Reproduce the lines of the material exactly, excluding every image.

───── RECORDED INFORMATION ─────

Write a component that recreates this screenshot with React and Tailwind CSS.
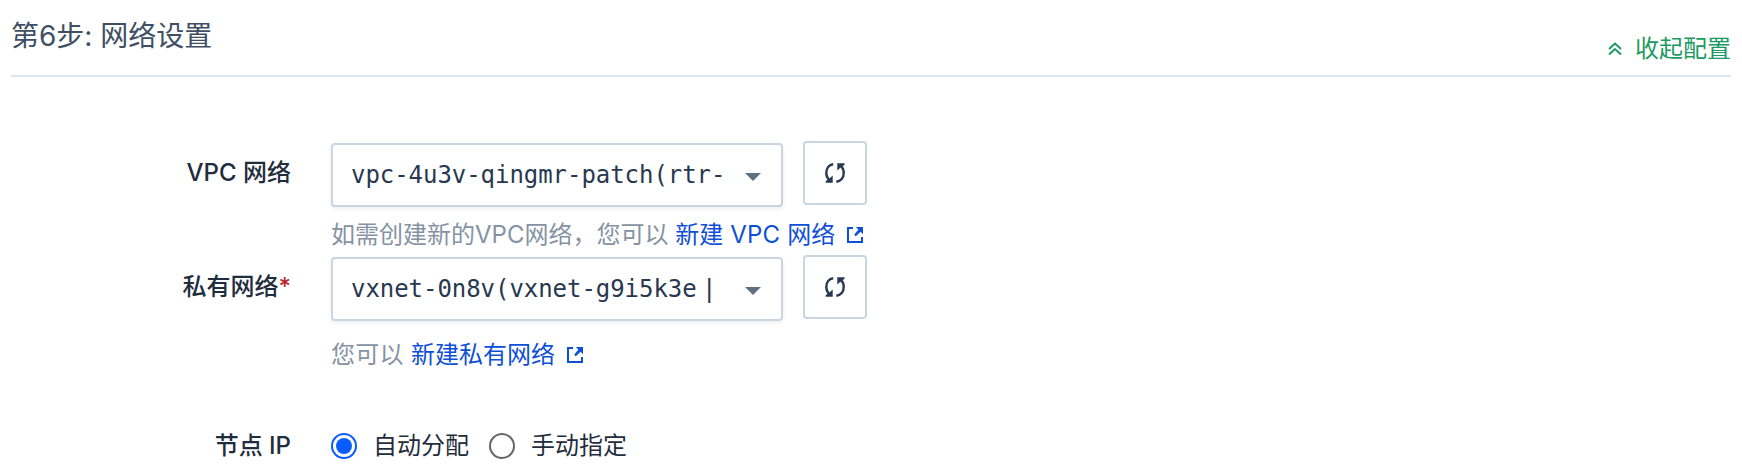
function RefreshIcon() {
  return (
    <svg className="block h-6 w-6" viewBox="0 0 24 24" fill="none">
      <path d="M10.200 3.300C6 3.800 3.300 7.300 3.300 12C3.300 14.800 4.300 17.200 6 18.800M13.300 20.700C17.800 20.200 20.700 16.700 20.700 12C20.700 9.200 19.700 6.800 18 5.200" stroke="#283850" strokeWidth="2.400" />
      <path d="M9.700 14.500V21.700H2.700V20L5 18.800ZM14.300 9.500V2.300H21.500V4L19 5.200Z" fill="#283850" />
    </svg>
  );
}

function ExternalIcon() {
  return (
    <svg className="block h-4 w-4 shrink-0" viewBox="0 0 16 16" fill="none">
      <path d="M6 1H1V15H15V10" stroke="#0d4fd6" strokeWidth="2" />
      <path d="M8.800 0H16V7.200L13.600 4.800L8.800 9.300L7.200 7.700L11.400 2.600Z" fill="#0d4fd6" />
    </svg>
  );
}

function Label({ children }) {
  return (
    <div className="flex w-[280px] shrink-0 justify-end whitespace-nowrap pt-4 text-2xl leading-8 font-medium text-[#1f2d3d]">
      {children}
    </div>
  );
}

function SelectRow({ children }) {
  return (
    <div className="flex items-start gap-5">
      <div className="mt-0.5 flex h-16 w-[452px] items-center rounded-[4px] border-2 border-[#cad5e2] bg-white pl-[18px] shadow-[0_2px_4px_rgba(40,56,80,0.08)]">
        <div className="w-[376px] shrink-0 whitespace-pre font-['DejaVu_Sans_Mono','Liberation_Mono',monospace] text-[24px] leading-8 tracking-[-0.05px] text-[#283850] [word-spacing:-9px]">
          {children}
        </div>
        <svg className="mt-[3px] ml-[18px] h-2 w-4 shrink-0" viewBox="0 0 16 8">
          <path d="M0 0H16L8 8Z" fill="#617080" />
        </svg>
      </div>
      <button className="flex h-16 w-16 items-center justify-center rounded-[4px] border-2 border-[#cad5e2] bg-white">
        <RefreshIcon />
      </button>
    </div>
  );
}

function Radio({ checked, children }) {
  return (
    <label className="flex items-center gap-4">
      {checked ? (
        <span className="flex h-[26px] w-[26px] items-center justify-center rounded-full border-2 border-[#0b5cff]">
          <span className="h-4 w-4 rounded-full bg-[#0b5cff]" />
        </span>
      ) : (
        <span className="h-[26px] w-[26px] rounded-full border-2 border-[#666]" />
      )}
      <span>{children}</span>
    </label>
  );
}

export default function App() {
  return (
    <div className="h-[472px] w-[1742px] overflow-hidden bg-white px-[11px] font-['Inter','Noto_Sans_CJK_SC',sans-serif]">
      <header className="flex h-[77px] items-start justify-between border-b-2 border-[#dce6ee]">
        <h2 className="pt-4 text-[28px] leading-10 font-normal text-[#404f63]">第6步: 网络设置</h2>
        <button className="flex items-center gap-[14px] pt-[33px] text-2xl leading-8 text-[#1b9a61]">
          <svg className="-mr-px h-[14px] w-[14px]" viewBox="0 0 14 14" fill="none">
            <path d="M1 7L7 1.500L13 7M1 12.500L7 7L13 12.500" stroke="currentColor" strokeWidth="2" />
          </svg>
          <span>收起配置</span>
        </button>
      </header>

      <main className="pt-16">
        <section className="flex h-[114px]">
          <Label>VPC 网络</Label>
          <div className="ml-10 flex flex-col">
            <SelectRow>vpc-4u3v-qingmr-patch(rtr-</SelectRow>
            <div className="mt-3 flex items-center whitespace-pre text-2xl leading-8 text-[#8592a3]">
              <span>如需创建新的VPC网络，您可以 </span>
              <a className="flex items-center gap-3 text-[#0d4fd6]"><span className="tracking-[0.15px]">新建 VPC 网络</span><ExternalIcon /></a>
            </div>
          </div>
        </section>

        <section className="flex h-[159px]">
          <Label>私有网络<span className="text-[#ba2632]">*</span></Label>
          <div className="ml-10 flex flex-col">
            <SelectRow>vxnet-0n8v(vxnet-g9i5k3e |</SelectRow>
            <div className="mt-[18px] flex items-center whitespace-pre text-2xl leading-8 text-[#8592a3]">
              <span className="tracking-[0.3px]">您可以 </span>
              <a className="flex items-center gap-3 text-[#0d4fd6]"><span>新建私有网络</span><ExternalIcon /></a>
            </div>
          </div>
        </section>

        <section className="flex">
          <Label>节点 IP</Label>
          <div className="ml-10 flex gap-5 pt-[15px] text-2xl leading-8 text-[#1f2d3d]">
            <Radio checked>自动分配</Radio>
            <Radio>手动指定</Radio>
          </div>
        </section>
      </main>
    </div>
  );
}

─────

__ANSWER IN FULL__:
Write a component that recreates this screenshot with React and Tailwind CSS.
function RefreshIcon() {
  return (
    <svg className="block h-6 w-6" viewBox="0 0 24 24" fill="none">
      <path d="M10.200 3.300C6 3.800 3.300 7.300 3.300 12C3.300 14.800 4.300 17.200 6 18.800M13.300 20.700C17.800 20.200 20.700 16.700 20.700 12C20.700 9.200 19.700 6.800 18 5.200" stroke="#283850" strokeWidth="2.400" />
      <path d="M9.700 14.500V21.700H2.700V20L5 18.800ZM14.300 9.500V2.300H21.500V4L19 5.200Z" fill="#283850" />
    </svg>
  );
}

function ExternalIcon() {
  return (
    <svg className="block h-4 w-4 shrink-0" viewBox="0 0 16 16" fill="none">
      <path d="M6 1H1V15H15V10" stroke="#0d4fd6" strokeWidth="2" />
      <path d="M8.800 0H16V7.200L13.600 4.800L8.800 9.300L7.200 7.700L11.400 2.600Z" fill="#0d4fd6" />
    </svg>
  );
}

function Label({ children }) {
  return (
    <div className="flex w-[280px] shrink-0 justify-end whitespace-nowrap pt-4 text-2xl leading-8 font-medium text-[#1f2d3d]">
      {children}
    </div>
  );
}

function SelectRow({ children }) {
  return (
    <div className="flex items-start gap-5">
      <div className="mt-0.5 flex h-16 w-[452px] items-center rounded-[4px] border-2 border-[#cad5e2] bg-white pl-[18px] shadow-[0_2px_4px_rgba(40,56,80,0.08)]">
        <div className="w-[376px] shrink-0 whitespace-pre font-['DejaVu_Sans_Mono','Liberation_Mono',monospace] text-[24px] leading-8 tracking-[-0.05px] text-[#283850] [word-spacing:-9px]">
          {children}
        </div>
        <svg className="mt-[3px] ml-[18px] h-2 w-4 shrink-0" viewBox="0 0 16 8">
          <path d="M0 0H16L8 8Z" fill="#617080" />
        </svg>
      </div>
      <button className="flex h-16 w-16 items-center justify-center rounded-[4px] border-2 border-[#cad5e2] bg-white">
        <RefreshIcon />
      </button>
    </div>
  );
}

function Radio({ checked, children }) {
  return (
    <label className="flex items-center gap-4">
      {checked ? (
        <span className="flex h-[26px] w-[26px] items-center justify-center rounded-full border-2 border-[#0b5cff]">
          <span className="h-4 w-4 rounded-full bg-[#0b5cff]" />
        </span>
      ) : (
        <span className="h-[26px] w-[26px] rounded-full border-2 border-[#666]" />
      )}
      <span>{children}</span>
    </label>
  );
}

export default function App() {
  return (
    <div className="h-[472px] w-[1742px] overflow-hidden bg-white px-[11px] font-['Inter','Noto_Sans_CJK_SC',sans-serif]">
      <header className="flex h-[77px] items-start justify-between border-b-2 border-[#dce6ee]">
        <h2 className="pt-4 text-[28px] leading-10 font-normal text-[#404f63]">第6步: 网络设置</h2>
        <button className="flex items-center gap-[14px] pt-[33px] text-2xl leading-8 text-[#1b9a61]">
          <svg className="-mr-px h-[14px] w-[14px]" viewBox="0 0 14 14" fill="none">
            <path d="M1 7L7 1.500L13 7M1 12.500L7 7L13 12.500" stroke="currentColor" strokeWidth="2" />
          </svg>
          <span>收起配置</span>
        </button>
      </header>

      <main className="pt-16">
        <section className="flex h-[114px]">
          <Label>VPC 网络</Label>
          <div className="ml-10 flex flex-col">
            <SelectRow>vpc-4u3v-qingmr-patch(rtr-</SelectRow>
            <div className="mt-3 flex items-center whitespace-pre text-2xl leading-8 text-[#8592a3]">
              <span>如需创建新的VPC网络，您可以 </span>
              <a className="flex items-center gap-3 text-[#0d4fd6]"><span className="tracking-[0.15px]">新建 VPC 网络</span><ExternalIcon /></a>
            </div>
          </div>
        </section>

        <section className="flex h-[159px]">
          <Label>私有网络<span className="text-[#ba2632]">*</span></Label>
          <div className="ml-10 flex flex-col">
            <SelectRow>vxnet-0n8v(vxnet-g9i5k3e |</SelectRow>
            <div className="mt-[18px] flex items-center whitespace-pre text-2xl leading-8 text-[#8592a3]">
              <span className="tracking-[0.3px]">您可以 </span>
              <a className="flex items-center gap-3 text-[#0d4fd6]"><span>新建私有网络</span><ExternalIcon /></a>
            </div>
          </div>
        </section>

        <section className="flex">
          <Label>节点 IP</Label>
          <div className="ml-10 flex gap-5 pt-[15px] text-2xl leading-8 text-[#1f2d3d]">
            <Radio checked>自动分配</Radio>
            <Radio>手动指定</Radio>
          </div>
        </section>
      </main>
    </div>
  );
}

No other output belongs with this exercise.